> [Material to process]:
----------------------------------------

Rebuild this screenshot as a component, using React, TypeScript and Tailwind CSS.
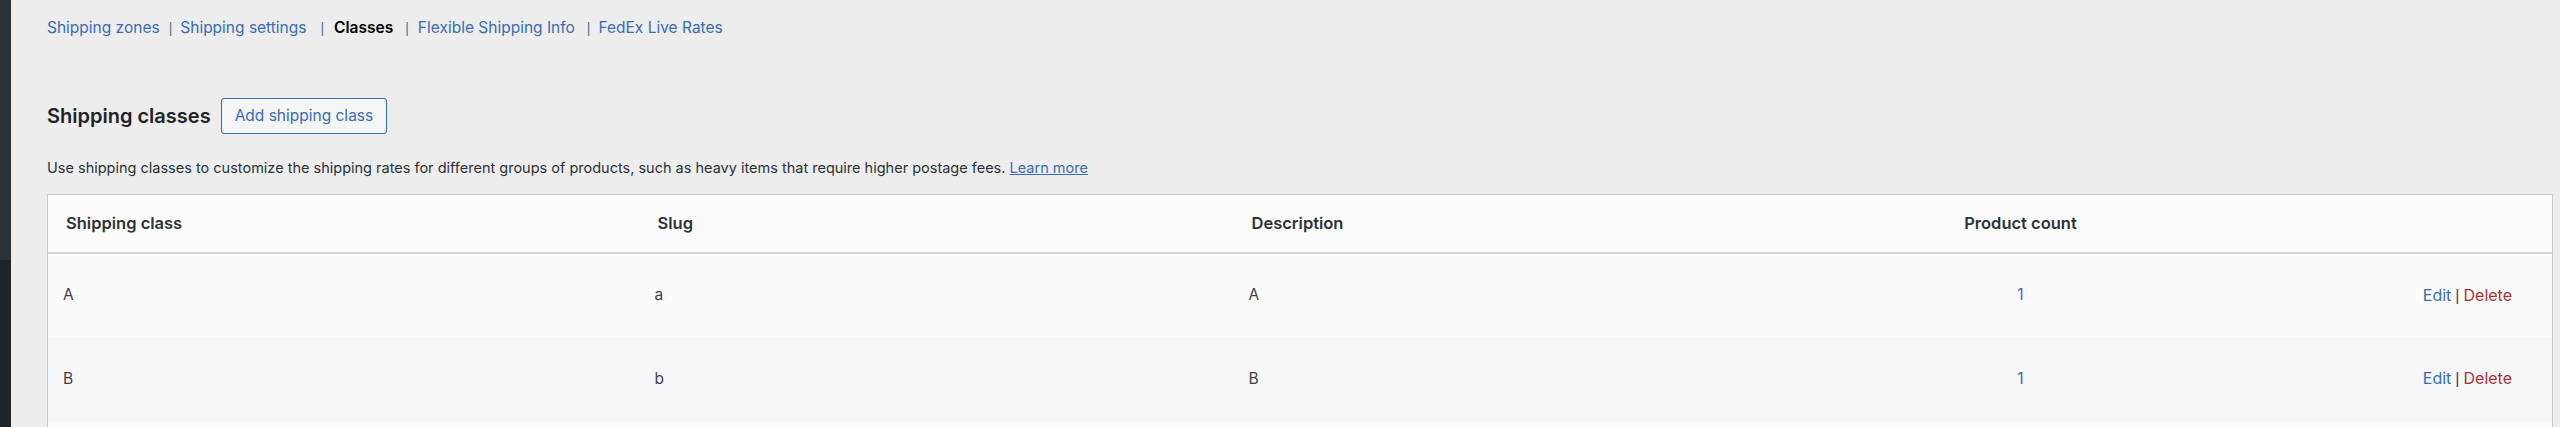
const font = { fontFamily: 'Inter, "Liberation Sans", sans-serif' };

interface ShippingClass {
  name: string;
  slug: string;
  description: string;
  count: number;
}

const classes: ShippingClass[] = [
  { name: 'A', slug: 'a', description: 'A', count: 1 },
  { name: 'B', slug: 'b', description: 'B', count: 1 },
];

function Sep({ className }: { className: string }) {
  return (
    <span className={className + ' text-[#5b6f8f] text-[14px]'} style={{ fontFamily: '"Liberation Sans", sans-serif' }}>
      |
    </span>
  );
}

export default function App() {
  return (
    <div className="flex min-h-screen bg-[#ededed] text-[#2c3338]" style={font}>
      {/* admin menu edge */}
      <div className="w-[11px] shrink-0 flex flex-col">
        <div className="h-[260px] bg-[#2c3338]" />
        <div className="flex-1 bg-[#1d2327]" />
      </div>

      <div className="flex-1 pl-[36px] pr-[7px]">
        {/* Sub navigation */}
        <div className="pt-[16px] h-[40px] text-[15.5px] leading-[24px] flex items-center">
          <a className="text-[#3a6cb3]">Shipping zones</a>
          <Sep className="ml-[9px] mr-[8px]" />
          <a className="text-[#3a6cb3]">Shipping settings</a>
          <Sep className="ml-[14px] mr-[10px]" />
          <span className="font-semibold text-black">Classes</span>
          <Sep className="ml-[12px] mr-[9px]" />
          <a className="text-[#3a6cb3]">Flexible Shipping Info</a>
          <Sep className="ml-[12px] mr-[8px]" />
          <a className="text-[#3a6cb3]">FedEx Live Rates</a>
        </div>

        {/* Heading */}
        <div className="mt-[58px] flex items-center h-[36px]">
          <h2 className="text-[20px] font-semibold text-[#1d2327]">Shipping classes</h2>
          <button className="ml-[10px] h-[36px] px-[13px] rounded-[3px] border border-[#3a6cb3] bg-[#f4f5f5] text-[15.5px] text-[#3a6cb3]">
            Add shipping class
          </button>
        </div>

        <p className="mt-[24px] text-[14.5px] leading-[20px] text-[#2c3338]">
          Use shipping classes to customize the shipping rates for different groups of products, such as heavy items that require higher postage fees.{' '}
          <a className="text-[#3a6cb3] underline">Learn more</a>
        </p>

        {/* Table */}
        <table className="mt-[16px] w-full table-fixed border-collapse border border-[#c8c9cc] bg-[#fcfcfc] text-[15.5px]">
          <colgroup>
            <col className="w-[592px]" />
            <col className="w-[594px]" />
            <col className="w-[593px]" />
            <col className="w-[388px]" />
            <col />
          </colgroup>
          <thead>
            <tr className="h-[58px] border-b-2 border-[#d4d5d7] text-[16.5px]">
              <th className="pl-[18px] text-left font-semibold text-[#2c3338]">Shipping class</th>
              <th className="pl-[18px] text-left font-semibold text-[#2c3338]">Slug</th>
              <th className="pl-[18px] text-left font-semibold text-[#2c3338]">Description</th>
              <th className="text-center font-semibold text-[#2c3338]">Product count</th>
              <th />
            </tr>
          </thead>
          <tbody>
            {classes.map((c, i) => (
              <tr key={c.slug} className={i % 2 === 1 ? 'h-[84px] bg-[#f6f7f8]' : 'h-[84px] bg-[#fbfbfb]'}>
                <td className="pl-[15px] text-[#3c434a]">{c.name}</td>
                <td className="pl-[15px] text-[#3c434a]">{c.slug}</td>
                <td className="pl-[15px] text-[#3c434a]">{c.description}</td>
                <td className="text-center text-[#3a6cb3]">{c.count}</td>
                <td className="pr-[40px] text-right text-[16px]">
                  <a className="text-[#3a6cb3]">Edit</a>
                  <span className="mx-[4px] text-[#3c434a]" style={{ fontFamily: '"Liberation Sans", sans-serif' }}>|</span>
                  <a className="text-[#a83232]">Delete</a>
                </td>
              </tr>
            ))}
            <tr className="h-[84px] bg-[#fbfbfb]">
              <td colSpan={5} />
            </tr>
          </tbody>
        </table>
      </div>
    </div>
  );
}
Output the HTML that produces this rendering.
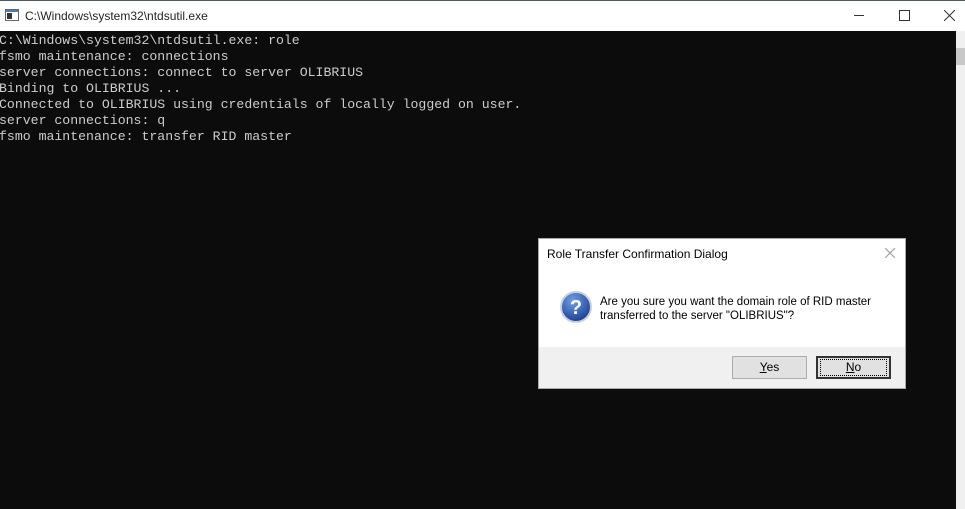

----------------------------------------

> [Short task]:
Tally up how many lines in the preceding listing contain the word "that". Give nothing but the number.

> [Solution for this exercise]:
2